National Data Providers Respond to Critical Issues

Doing more with less

National mapping, charting, and data production (NDP) organizations are being asked to respond to issues and events with timely, relevant GIS data provided through spatial data infrastructures (SDIs).

The value of authoritative geographic data was recognized in 1992 at the Rio Earth Summit (officially called the United Nations Conference on Environment and Development, Rio de Janeiro). In addition, geographic information was determined to be a critical component in meeting the United Nations Millennium Development Goals. Recently, organizations such as the Group on Earth Observations and the UN Economic and Social Council Statistics Division have emphasized the importance of authoritative data in addressing trans-national issues. The goals of these organizations are similar and can be aggregated into the following areas:

  • Economic/societal benefits
  • Environmental sustainability
  • Security monitoring

Professional geospatial societies are also partnering with NDP organizations to promote authoritative geographic information. For example, the Joint Board of Geospatial Information Societies, a coalition of 10 geospatial professional societies, recently released a booklet titled Geoinformation for Disaster and Risk Management: Examples and Best Practices [PDF] illustrating the importance of geographic information to decision makers.

NDP organizations deliver the base authoritative data, geographic analysis, and Web services required to address national issues guided by their goal: better livelihood through increased economic and social opportunity, better use of resources, and improved security.

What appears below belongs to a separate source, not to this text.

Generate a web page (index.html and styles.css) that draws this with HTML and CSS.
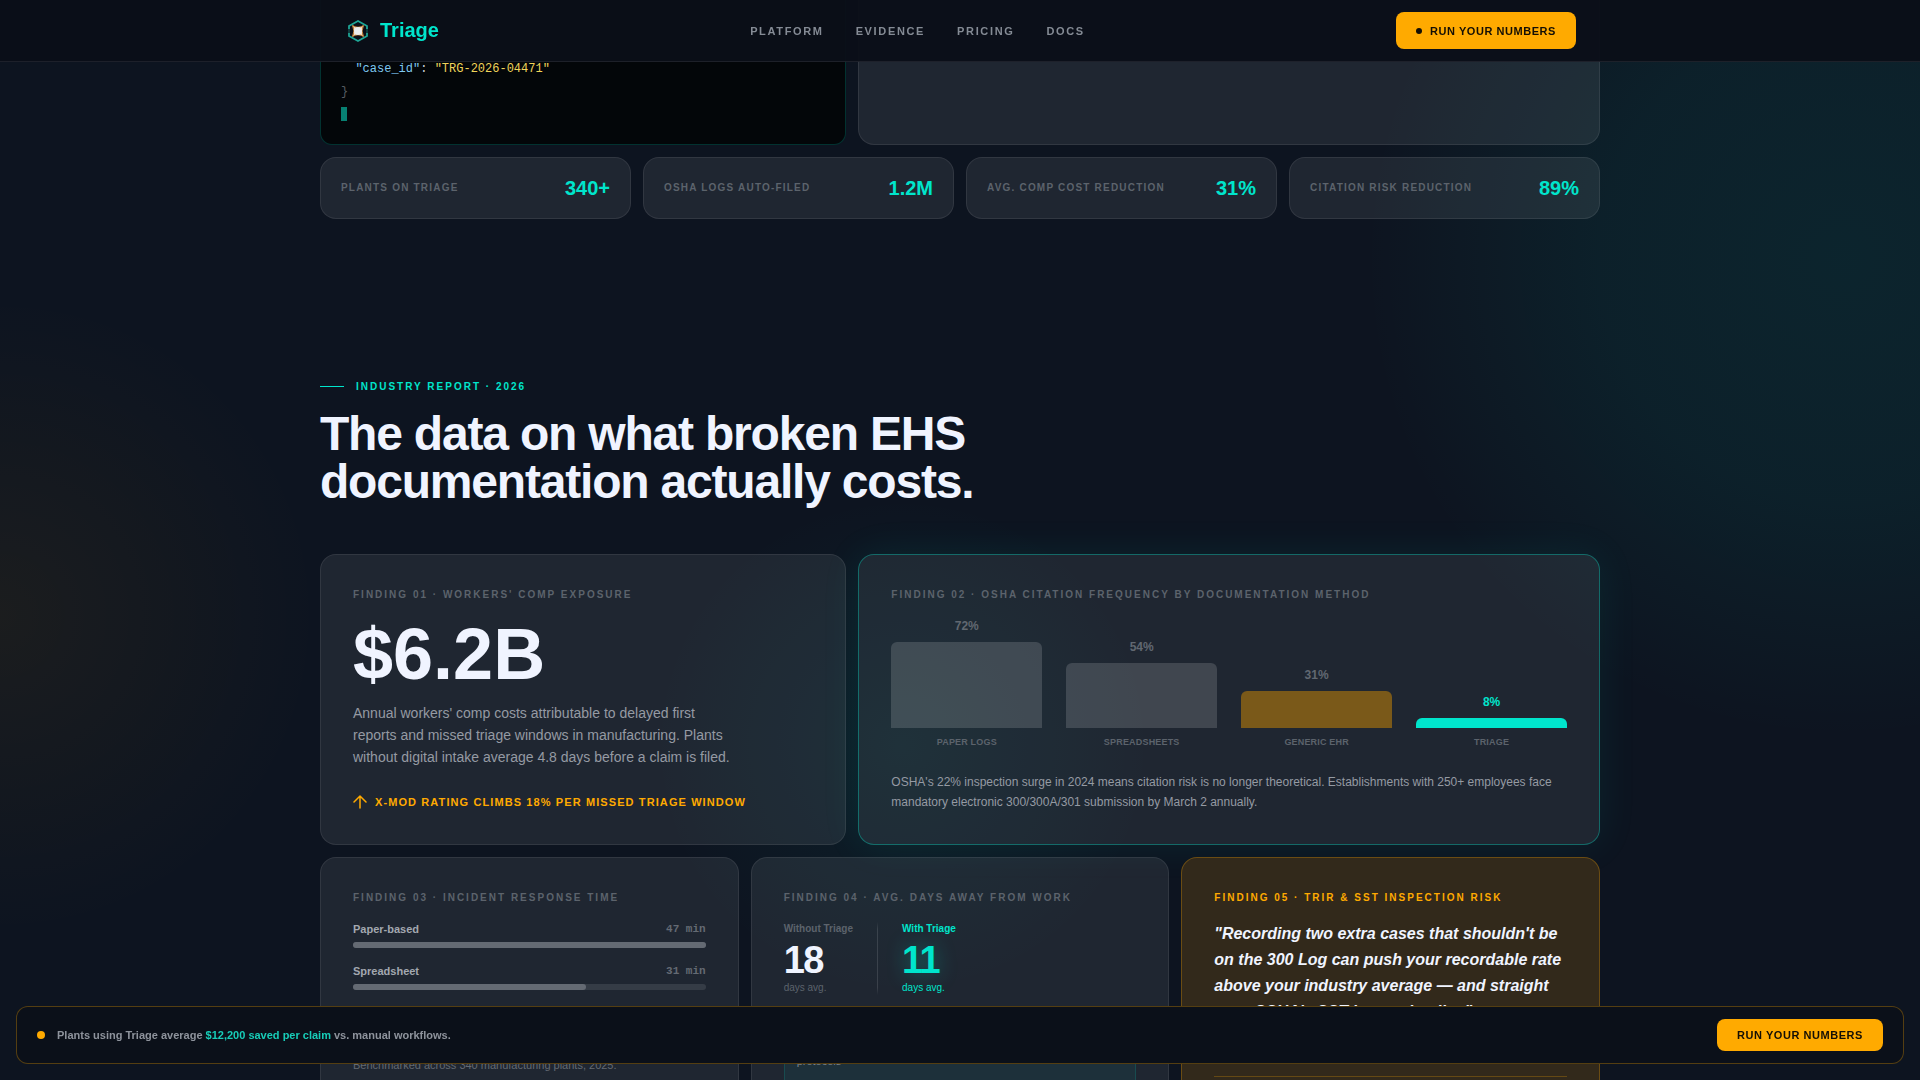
FILE: index.html
```html
<!DOCTYPE html>
<html lang="en">
<head>
    <meta charset="UTF-8">
    <meta name="viewport" content="width=device-width, initial-scale=1.0">
    <title>Triage</title>
    <link rel="stylesheet" href="styles.css">
</head>
<body>
    <header class="nav">
        <div class="nav-inner">
            <a class="logo" href="#">
                <svg width="28" height="28" viewBox="0 0 28 28" fill="none" aria-hidden="true">
                    <path d="M5 12V9l9-5 9 5v3M5 16v3l9 5 9-5v-3" stroke="#1ea595" stroke-width="1.8"/>
                    <path d="M5 12v4M23 12v4" stroke="#12504f" stroke-width="1.4"/>
                    <path d="M8.500 8.500q5.500 3.500 11 0-3 5.500 0 11-5.500-3.500-11 0 3-5.500 0-11z" fill="#f3dcc0" stroke="#c9853a" stroke-width="1"/>
                    <circle cx="14" cy="14" r="4" fill="#e9ecec"/>
                </svg>
                <span>Triage</span>
            </a>
            <nav class="nav-links">
                <a href="#platform">Platform</a>
                <a href="#evidence">Evidence</a>
                <a href="#pricing">Pricing</a>
                <a href="#docs">Docs</a>
            </nav>
            <button class="btn btn-nav" type="button"><span class="btn-dot"></span>Run your numbers</button>
        </div>
    </header>

    <main class="container">
        <section class="grid hero" id="platform">
            <div class="terminal col-5">
<pre><span class="key">  "case_id"</span>: <span class="str">"TRG-2026-04471"</span>
<span class="brace">}</span></pre>
                <span class="cursor"></span>
            </div>
            <div class="card hero-card col-7"></div>

            <div class="card stat col-3"><span class="stat-label">Plants on Triage</span><strong>340+</strong></div>
            <div class="card stat col-3"><span class="stat-label">OSHA logs auto-filed</span><strong>1.2M</strong></div>
            <div class="card stat col-3"><span class="stat-label">Avg. comp cost reduction</span><strong>31%</strong></div>
            <div class="card stat col-3"><span class="stat-label">Citation risk reduction</span><strong>89%</strong></div>
        </section>

        <section class="report" id="evidence">
            <p class="eyebrow">Industry Report · 2026</p>
            <h2>The data on what broken EHS<br>documentation actually costs.</h2>

            <div class="grid">
                <article class="card finding col-5">
                    <h3 class="label">Finding 01 · Workers' comp exposure</h3>
                    <p class="big-number">$6.2B</p>
                    <p class="lead">Annual workers' comp costs attributable to delayed first reports and missed triage windows in manufacturing. Plants without digital intake average 4.8 days before a claim is filed.</p>
                    <p class="warning">
                        <svg width="14" height="14" viewBox="0 0 14 14" fill="none" stroke="currentColor" stroke-width="1.5" stroke-linecap="round" stroke-linejoin="round" aria-hidden="true">
                            <path d="M7 13V1M1 7l6-6 6 6"/>
                        </svg>
                        X-mod rating climbs 18% per missed triage window
                    </p>
                </article>

                <article class="card finding teal col-7">
                    <h3 class="label">Finding 02 · OSHA citation frequency by documentation method</h3>
                    <div class="chart">
                        <div class="bar-col">
                            <span class="bar-value">72%</span>
                            <div class="bar" style="height: 86px"></div>
                            <span class="bar-name">Paper logs</span>
                        </div>
                        <div class="bar-col">
                            <span class="bar-value">54%</span>
                            <div class="bar" style="height: 65px"></div>
                            <span class="bar-name">Spreadsheets</span>
                        </div>
                        <div class="bar-col">
                            <span class="bar-value">31%</span>
                            <div class="bar bar-amber" style="height: 37px"></div>
                            <span class="bar-name">Generic EHR</span>
                        </div>
                        <div class="bar-col">
                            <span class="bar-value bright">8%</span>
                            <div class="bar bar-teal" style="height: 10px"></div>
                            <span class="bar-name">Triage</span>
                        </div>
                    </div>
                    <p class="body-text">OSHA's 22% inspection surge in 2024 means citation risk is no longer theoretical. Establishments with 250+ employees face mandatory electronic 300/300A/301 submission by March 2 annually.</p>
                </article>

                <article class="card finding col-4">
                    <h3 class="label">Finding 03 · Incident response time</h3>
                    <div class="times">
                        <div class="time-row">
                            <span>Paper-based</span><span class="mins">47 min</span>
                        </div>
                        <div class="track"><div class="fill" style="width: 100%"></div></div>
                        <div class="time-row">
                            <span>Spreadsheet</span><span class="mins">31 min</span>
                        </div>
                        <div class="track"><div class="fill" style="width: 66%"></div></div>
                    </div>
                    <p class="note">Benchmarked across 340 manufacturing plants, 2025.</p>
                </article>

                <article class="card finding col-4">
                    <h3 class="label">Finding 04 · Avg. days away from work</h3>
                    <div class="compare">
                        <div class="days">
                            <span class="days-name">Without Triage</span>
                            <strong>18</strong>
                            <span>days avg.</span>
                        </div>
                        <div class="divider"></div>
                        <div class="days days-teal">
                            <span class="days-name">With Triage</span>
                            <strong>11</strong>
                            <span>days avg.</span>
                        </div>
                    </div>
                    <div class="callout">protocols</div>
                </article>

                <article class="card finding amber col-4">
                    <h3 class="label">Finding 05 · TRIR &amp; SST inspection risk</h3>
                    <blockquote>"Recording two extra cases that shouldn't be on the 300 Log can push your recordable rate above your industry average — and straight onto OSHA's SST inspection list."</blockquote>
                    <hr>
                </article>
            </div>
        </section>
    </main>

    <aside class="sticky-bar">
        <span class="sticky-dot"></span>
        <p>Plants using Triage average <b>$12,200 saved per claim</b> vs. manual workflows.</p>
        <button class="btn btn-bar" type="button">Run your numbers</button>
    </aside>
</body>
</html>
```

FILE: styles.css
```css
:root {
    --bg: #0d1420;
    --teal: #00e5cc;
    --amber: #ffaa00;
    --white: #f0f4ff;
    --muted: #959aa3;
    --dim: #5c636c;
    --line: rgba(255, 255, 255, 0.08);
}

* {
    box-sizing: border-box;
    margin: 0;
    padding: 0;
}

html {
    background: var(--bg);
}

body {
    font-family: "Liberation Sans", Arial, sans-serif;
    color: var(--white);
    height: 100vh;
    overflow: hidden;
    background:
        radial-gradient(circle 480px at 96% 24%, rgba(0, 229, 204, 0.08), rgba(0, 229, 204, 0.06) 50%, transparent),
        radial-gradient(ellipse 320px 320px at 0% 57%, rgba(255, 170, 0, 0.06), transparent),
        radial-gradient(circle 250px at 47% 69%, rgba(0, 229, 204, 0.06), transparent),
        var(--bg);
}

a {
    color: inherit;
    text-decoration: none;
}

/* nav */
.nav {
    position: fixed;
    top: 0;
    left: 0;
    right: 0;
    z-index: 10;
    background: rgba(10, 15, 24, 0.96);
    border-bottom: 1px solid var(--line);
}

.nav-inner {
    max-width: 1280px;
    margin: 0 auto;
    padding: 12px 24px;
    display: flex;
    align-items: center;
    justify-content: space-between;
}

.logo {
    display: flex;
    align-items: center;
    gap: 8px;
    font-size: 20px;
    font-weight: 700;
    color: var(--teal);
}

.nav-links {
    display: flex;
    gap: 32px;
    font-size: 11px;
    font-weight: 700;
    letter-spacing: 0.15em;
    text-transform: uppercase;
    color: #858b95;
}

.btn {
    display: flex;
    align-items: center;
    gap: 8px;
    height: 32px;
    padding: 0 20px;
    border: none;
    border-radius: 8px;
    background: var(--amber);
    color: #140f05;
    font-family: inherit;
    font-size: 11px;
    font-weight: 700;
    letter-spacing: 0.05em;
    text-transform: uppercase;
    cursor: pointer;
}

.btn-nav {
    height: 37px;
}

.btn-dot {
    width: 6px;
    height: 6px;
    border-radius: 50%;
    background: #140f05;
}

/* layout */
.container {
    max-width: 1280px;
    margin: 0 auto;
}

.grid {
    display: grid;
    grid-template-columns: repeat(12, 1fr);
    gap: 12px;
}

.col-3 { grid-column: span 3; }
.col-4 { grid-column: span 4; }
.col-5 { grid-column: span 5; }
.col-7 { grid-column: span 7; }

.card {
    background: rgba(255, 255, 255, 0.08);
    border: 1px solid var(--line);
    border-radius: 16px;
}

/* hero */
.terminal {
    padding: 58px 20px 23px;
    background: #030609;
    border: 1px solid rgba(0, 229, 204, 0.2);
    border-top: none;
    border-radius: 0 0 12px 12px;
}

.terminal pre {
    font-family: "Liberation Mono", monospace;
    font-size: 12px;
    line-height: 23px;
    color: #c9d1d9;
}

.key { color: #7ec8f0; }
.str { color: #f0d45a; }
.brace { color: #565c63; }

.cursor {
    display: block;
    width: 6px;
    height: 14px;
    margin-top: 3px;
    background: #078072;
}

.hero-card {
    border-top: none;
    border-radius: 0 0 16px 16px;
}

.stat {
    height: 62px;
    padding: 0 20px;
    display: flex;
    align-items: center;
    justify-content: space-between;
}

.stat-label {
    font-size: 10px;
    line-height: 12px;
    font-weight: 700;
    letter-spacing: 0.12em;
    text-transform: uppercase;
    color: var(--dim);
}

.stat strong {
    font-size: 20px;
    color: var(--teal);
}

/* report */
.report {
    padding-top: 162px;
}

.eyebrow {
    display: flex;
    align-items: center;
    gap: 12px;
    font-size: 10px;
    line-height: 11px;
    font-weight: 700;
    letter-spacing: 0.2em;
    text-transform: uppercase;
    color: var(--teal);
}

.eyebrow::before {
    content: "";
    width: 24px;
    height: 1px;
    background: var(--teal);
}

.report h2 {
    margin: 18px 0 48px;
    font-size: 48px;
    line-height: 48px;
    letter-spacing: -0.025em;
}

.finding {
    padding: 32px;
}

.teal {
    border-color: rgba(0, 229, 204, 0.35);
    box-shadow: 0 0 40px rgba(0, 229, 204, 0.08);
}

.amber {
    background: #32291b;
    border-color: rgba(255, 170, 0, 0.28);
}

.label {
    margin-bottom: 15px;
    font-size: 10px;
    line-height: 16px;
    letter-spacing: 0.2em;
    text-transform: uppercase;
    color: var(--dim);
}

.amber .label {
    color: var(--amber);
}

.big-number {
    margin-bottom: 12px;
    font-size: 72px;
    line-height: 72px;
    font-weight: 700;
}

.lead {
    max-width: 380px;
    font-size: 14px;
    line-height: 22px;
    color: var(--muted);
}

.warning {
    margin-top: 27px;
    display: flex;
    align-items: center;
    gap: 8px;
    font-size: 11px;
    line-height: 12px;
    font-weight: 700;
    letter-spacing: 0.1em;
    text-transform: uppercase;
    color: var(--amber);
}

/* finding 02 */
.chart {
    display: flex;
    align-items: flex-end;
    gap: 24px;
    padding-top: 1px;
    margin-bottom: 24px;
}

.bar-col {
    flex: 1;
    display: flex;
    flex-direction: column;
    text-align: center;
}

.bar-value {
    margin-bottom: 9px;
    font-size: 12px;
    line-height: 14px;
    font-weight: 700;
    color: #616871;
}

.bar-value.bright {
    color: var(--teal);
}

.bar {
    border-radius: 6px 6px 0 0;
    background: rgba(255, 255, 255, 0.15);
}

.bar-amber { background: #7a5919; }
.bar-teal { background: var(--teal); }

.bar-name {
    margin-top: 8px;
    font-size: 9px;
    line-height: 12px;
    font-weight: 700;
    letter-spacing: 0.02em;
    text-transform: uppercase;
    color: var(--dim);
}

.body-text {
    font-size: 12px;
    line-height: 20px;
    color: var(--muted);
}

/* finding 03 */
.times {
    padding-top: 1px;
}

.time-row {
    display: flex;
    justify-content: space-between;
    margin-bottom: 6px;
    font-size: 11px;
    line-height: 14px;
    font-weight: 700;
    color: #a3a8b0;
}

.mins {
    font-family: "Liberation Mono", monospace;
    color: #646a73;
}

.track {
    height: 6px;
    margin-bottom: 16px;
    border-radius: 3px;
    background: rgba(255, 255, 255, 0.1);
}

.fill {
    height: 100%;
    border-radius: 3px;
    background: #646a73;
}

.note {
    margin-top: 68px;
    font-size: 11px;
    line-height: 14px;
    color: #646a73;
}

/* finding 04 */
.compare {
    display: flex;
    gap: 24px;
    padding-top: 1px;
}

.divider {
    width: 1px;
    background: linear-gradient(transparent, rgba(255, 255, 255, 0.12) 10%, rgba(255, 255, 255, 0.12) 90%, transparent);
}

.days {
    display: flex;
    flex-direction: column;
    font-size: 10px;
    line-height: 14px;
    color: var(--dim);
}

.days-name {
    font-weight: 700;
}

.days strong {
    margin: 5px 0 2px;
    font-size: 38px;
    line-height: 38px;
    letter-spacing: -0.04em;
    color: var(--white);
}

.days-teal,
.days-teal strong {
    color: var(--teal);
}

.days-teal strong {
    text-shadow: 0 0 20px rgba(0, 229, 204, 0.4);
}

.callout {
    margin-top: 24px;
    padding: 34px 12px 24px;
    font-size: 11px;
    line-height: 14px;
    color: #7b828b;
    background: rgba(0, 229, 204, 0.06);
    border: 1px solid rgba(0, 229, 204, 0.15);
    border-radius: 8px;
}

/* finding 05 */
blockquote {
    font-size: 16px;
    line-height: 26px;
    font-weight: 700;
    font-style: italic;
}

.amber hr {
    margin-top: 51px;
    border: none;
    border-top: 1px solid rgba(255, 170, 0, 0.25);
}

/* sticky bar */
.sticky-bar {
    position: fixed;
    left: 16px;
    right: 16px;
    bottom: 16px;
    z-index: 10;
    display: flex;
    align-items: center;
    gap: 12px;
    padding: 12px 20px;
    background: rgb(11, 16, 25);
    border: 1px solid rgba(255, 170, 0, 0.3);
    border-radius: 12px;
    font-size: 11px;
    font-weight: 700;
    color: #8e939c;
}

.sticky-bar b {
    color: #17cdb8;
}

.sticky-dot {
    width: 8px;
    height: 8px;
    border-radius: 50%;
    background: var(--amber);
}

.btn-bar {
    margin-left: auto;
}
```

The results, along with the data, are served to stakeholders through SDIs that are increasingly dynamic and accessible across all platforms including on servers, mobile devices, the Internet, and the cloud. Although NDP organizations have seen significant staff cuts and reduced budgets and have had to do more with less, they continue to demonstrate their strategic value in helping solve national issues, justifying their need for sustainable funding.

How has your NMO adapted to increasing demands in the face of reduced resources?

Mark Cygan

About Mark Cygan

Mark Cygan leads the map, chart, data production, and SDI (MAPS) industry solutions team at Esri. He has over 25 years of experience working in GIS and mapping. He is the chair of the Joint Board of Geospatial Information Societies and participates in many other international organizations.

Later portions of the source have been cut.